▶ PROBLEM:
Look through the material below for "screenshot". Copy every line that contains it.

▶ RECORDED INFORMATION:
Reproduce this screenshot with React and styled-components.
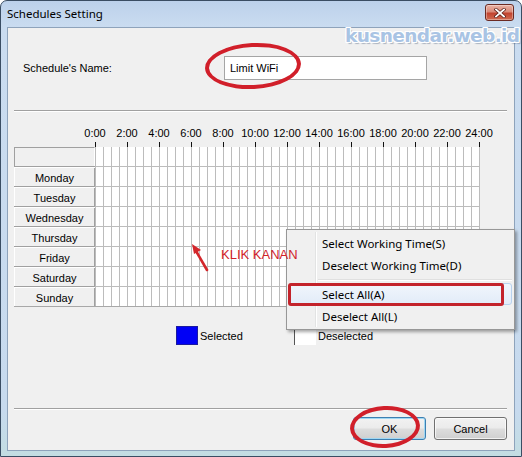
import React from 'react'
import styled, { createGlobalStyle } from 'styled-components'

const GlobalStyle = createGlobalStyle`
  html, body {
    margin: 0;
    padding: 0;
    background: #fff;
    overflow: hidden;
  }
  body {
    font-family: "Liberation Sans", Arial, sans-serif;
  }
`

const days = ['Monday', 'Tuesday', 'Wednesday', 'Thursday', 'Friday', 'Saturday', 'Sunday']
const hours = Array.from({ length: 13 }, (_, i) => `${i * 2}:00`)

const App = () => {
  return (
    <>
      <GlobalStyle />
      <Window>
        <TitleBar>
          <Title>Schedules Setting</Title>
          <CloseButton>
            <svg width="12" height="10" viewBox="0 0 12 10">
              <path d="M2 1.5 L10 8.5 M10 1.5 L2 8.5" stroke="#5a1e18" strokeWidth="3.2" strokeLinecap="square" />
              <path d="M2 1.5 L10 8.5 M10 1.5 L2 8.5" stroke="#fff" strokeWidth="1.8" strokeLinecap="square" />
            </svg>
          </CloseButton>
        </TitleBar>

        <Body>
          <NameRow>
            <FieldLabel>Schedule's Name:</FieldLabel>
            <NameInput readOnly value="Limit WiFi" />
          </NameRow>

          <Separator $top={30} />

          <Schedule>
            <HourRow>
              {hours.map((h) => (
                <HourLabel key={h}>{h}</HourLabel>
              ))}
            </HourRow>
            <TickRow />
            <Row $header>
              <BlankCell />
              <Timeline $header />
            </Row>
            <DayRows>
              {days.map((d) => (
                <Row key={d}>
                  <DayCell>{d}</DayCell>
                  <Timeline />
                </Row>
              ))}
            </DayRows>
          </Schedule>

          <Legend>
            <LegendItem>
              <Swatch $color="#0000f6" />
              <span>Selected</span>
            </LegendItem>
            <LegendItem>
              <Swatch $color="#fff" $empty />
              <span>Deselected</span>
            </LegendItem>
          </Legend>

          <Separator $top={63} />

          <ButtonRow>
            <Button $primary>OK</Button>
            <Button>Cancel</Button>
          </ButtonRow>
        </Body>

        <Watermark>kusnendar.web.id</Watermark>

        <ContextMenu>
          <MenuItem>Select Working Time(S)</MenuItem>
          <MenuItem>Deselect Working Time(D)</MenuItem>
          <MenuSeparator />
          <MenuItem $active>Select All(A)</MenuItem>
          <MenuItem>Deselect All(L)</MenuItem>
          <Marker />
        </ContextMenu>

        {/* annotations drawn over the screenshot */}
        <Hint>KLIK KANAN</Hint>
        <Arrow width="30" height="40" viewBox="0 0 30 40">
          <path d="M22 30 L11 11" stroke="#d3262b" strokeWidth="2.6" strokeLinecap="round" />
          <path d="M7 4 L16 10 L9 14 Z" fill="#d3262b" />
        </Arrow>
        <Ellipse $left={204} $top={42} $w={96} $h={46} />
        <Ellipse $left={349} $top={405} $w={70} $h={42} />
      </Window>
    </>
  )
}

const Window = styled.div`
  position: relative;
  box-sizing: border-box;
  width: 522px;
  height: 457px;
  display: flex;
  flex-direction: column;
  padding: 0 6px 5px;
  border: 1px solid #3a4d63;
  border-radius: 7px 7px 0 0;
  background: linear-gradient(#bcd1eb, #cadcf0 26px, #c7daee 90%, #c3dde2);
  overflow: hidden;
`

const TitleBar = styled.div`
  height: 26px;
  display: flex;
  justify-content: space-between;
  align-items: flex-start;
`

const Title = styled.div`
  font-family: "Noto Sans", "DejaVu Sans", sans-serif;
  font-size: 11.5px;
  line-height: 26px;
  color: #000;
`

const CloseButton = styled.div`
  box-sizing: border-box;
  width: 29px;
  height: 17px;
  margin-top: 3px;
  margin-right: 1px;
  display: flex;
  align-items: center;
  justify-content: center;
  border: 1px solid #6b2a22;
  border-radius: 3px;
  background: linear-gradient(#eab3a6, #d98a79 45%, #c2432f 55%, #d06c52);
  box-shadow: inset 0 0 0 1px rgba(255, 255, 255, 0.35);
`

const Body = styled.div`
  flex: 1;
  display: flex;
  flex-direction: column;
  background: #f0f0f0;
  border: 1px solid #8ea3bb;
  font-size: 11px;
  color: #000;
`

const NameRow = styled.div`
  display: flex;
  align-items: center;
  height: 24px;
  margin-top: 28px;
  padding-left: 15px;
`

const FieldLabel = styled.div`
  width: 201px;
`

const NameInput = styled.input`
  box-sizing: border-box;
  width: 203px;
  height: 24px;
  margin: 0;
  padding: 0 5px;
  border: 1px solid #a5a5a5;
  background: #fff;
  font-family: "Liberation Sans", Arial, sans-serif;
  font-size: 11px;
  color: #000;
  outline: none;
`

const Separator = styled.div`
  margin: ${(p) => p.$top}px 7px 0 6px;
  border-top: 1px solid #a0a0a0;
  border-bottom: 1px solid #fff;
`

const Schedule = styled.div`
  margin: 14px 0 0 6px;
`

const HourRow = styled.div`
  display: flex;
  padding-left: 65px;
  height: 16px;
`

const HourLabel = styled.div`
  width: 32px;
  text-align: center;
  line-height: 14px;
`

const TickRow = styled.div`
  width: 385px;
  height: 5px;
  margin-left: 81px;
  background: repeating-linear-gradient(to right, #111 0 1px, transparent 1px 32px);
`

const Row = styled.div`
  display: flex;
  height: ${(p) => (p.$header ? 19 : 20)}px;
`

const BlankCell = styled.div`
  box-sizing: border-box;
  width: 81px;
  border: 1px solid #a0a0a0;
  border-right-color: #fff;
  border-bottom: none;
  background: #f0f0f0;
`

const Timeline = styled.div`
  box-sizing: border-box;
  width: 385px;
  background: repeating-linear-gradient(to right, #bcbcbc 0 1px, #fff 1px 8px);
  border-top: ${(p) => (p.$header ? 'none' : '1px solid #bcbcbc')};
`

const DayRows = styled.div`
  width: 466px;
  border-bottom: 1px solid #a8a8a8;
`

const DayCell = styled.div`
  box-sizing: border-box;
  width: 81px;
  display: flex;
  align-items: center;
  justify-content: center;
  padding-top: 2px;
  background: #f0f0f0;
  border-top: 1px solid #a0a0a0;
  box-shadow: inset 1px 1px 0 #fff, inset -1px 0 0 #a0a0a0;
  font-size: 11px;
`

const Legend = styled.div`
  display: flex;
  height: 19px;
  margin-top: 19px;
  padding-left: 168px;
`

const LegendItem = styled.div`
  width: 118px;
  display: flex;
  align-items: center;
  gap: 2px;
`

const Swatch = styled.div`
  box-sizing: border-box;
  width: 22px;
  height: 19px;
  background: ${(p) => p.$color};
  border: ${(p) => (p.$empty ? 'none' : '1px solid #1a1aa0')};
  border-left: ${(p) => (p.$empty ? '1px solid #555' : '1px solid #1a1aa0')};
`

const ButtonRow = styled.div`
  display: flex;
  justify-content: flex-end;
  gap: 8px;
  margin-top: 7px;
  padding-right: 7px;
`

const Button = styled.div`
  box-sizing: border-box;
  width: 73px;
  height: 23px;
  display: flex;
  align-items: center;
  justify-content: center;
  border: 1px solid ${(p) => (p.$primary ? '#3c7fb1' : '#707070')};
  border-radius: 3px;
  background: linear-gradient(#f2f2f2, #ebebeb 48%, #dddddd 52%, #cfcfcf);
  box-shadow: inset 0 0 0 1px ${(p) => (p.$primary ? '#9fd7f3' : 'rgba(255,255,255,0.7)')};
  font-size: 11px;
`

const Watermark = styled.div`
  position: absolute;
  left: 344px;
  top: 24px;
  font-family: "DejaVu Sans", sans-serif;
  font-weight: bold;
  font-size: 18.5px;
  letter-spacing: -0.6px;
  color: #a9c4e4;
  text-shadow: 1px 0 0 #fff, -1px 0 0 #fff, 0 1px 0 #fff, 0 -1px 0 #fff,
    1px 1px 0 #fff, -1px -1px 0 #fff, 1px -1px 0 #fff, -1px 1px 0 #fff,
    2px 2px 1px rgba(70, 90, 120, 0.4);
`

const Hint = styled.div`
  position: absolute;
  left: 220px;
  top: 246px;
  font-size: 13px;
  color: #d2232a;
`

const Arrow = styled.svg`
  position: absolute;
  left: 184px;
  top: 239px;
`

const ContextMenu = styled.div`
  position: absolute;
  left: 285px;
  top: 228px;
  box-sizing: border-box;
  width: 229px;
  padding: 2px;
  border: 1px solid #979797;
  background: #f0f0f0;
  box-shadow: 2px 2px 3px rgba(0, 0, 0, 0.35);
  font-family: "Noto Sans", "DejaVu Sans", sans-serif;
  font-size: 11.5px;

  &::before {
    content: '';
    position: absolute;
    left: 28px;
    top: 2px;
    bottom: 2px;
    width: 1px;
    background: #e2e3e3;
    box-shadow: 1px 0 0 #fff;
  }
`

const MenuItem = styled.div`
  position: relative;
  box-sizing: border-box;
  height: 22px;
  padding-left: 32px;
  line-height: 21px;
  color: #000;
  border-radius: 3px;
  background: ${(p) => (p.$active ? 'linear-gradient(#f1f6fc, #e2ecf8)' : 'transparent')};
  border: 1px solid ${(p) => (p.$active ? '#b8d2ee' : 'transparent')};
`

const MenuSeparator = styled.div`
  height: 7px;
  margin-left: 29px;
  display: flex;
  align-items: center;

  &::after {
    content: '';
    flex: 1;
    border-top: 1px solid #e0e0e0;
    border-bottom: 1px solid #fff;
  }
`

const Marker = styled.div`
  position: absolute;
  left: 1px;
  top: 53px;
  width: 216px;
  height: 23px;
  box-sizing: border-box;
  border: 3px solid #c3232b;
  border-radius: 3px;
`

const Ellipse = styled.div`
  position: absolute;
  left: ${(p) => p.$left}px;
  top: ${(p) => p.$top}px;
  width: ${(p) => p.$w}px;
  height: ${(p) => p.$h}px;
  box-sizing: border-box;
  border: 4px solid #d11f2a;
  border-radius: 50%;
  transform: rotate(-3deg);
`

export default App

▶ SOLUTION:
Reproduce this screenshot with React and styled-components.
        {/* annotations drawn over the screenshot */}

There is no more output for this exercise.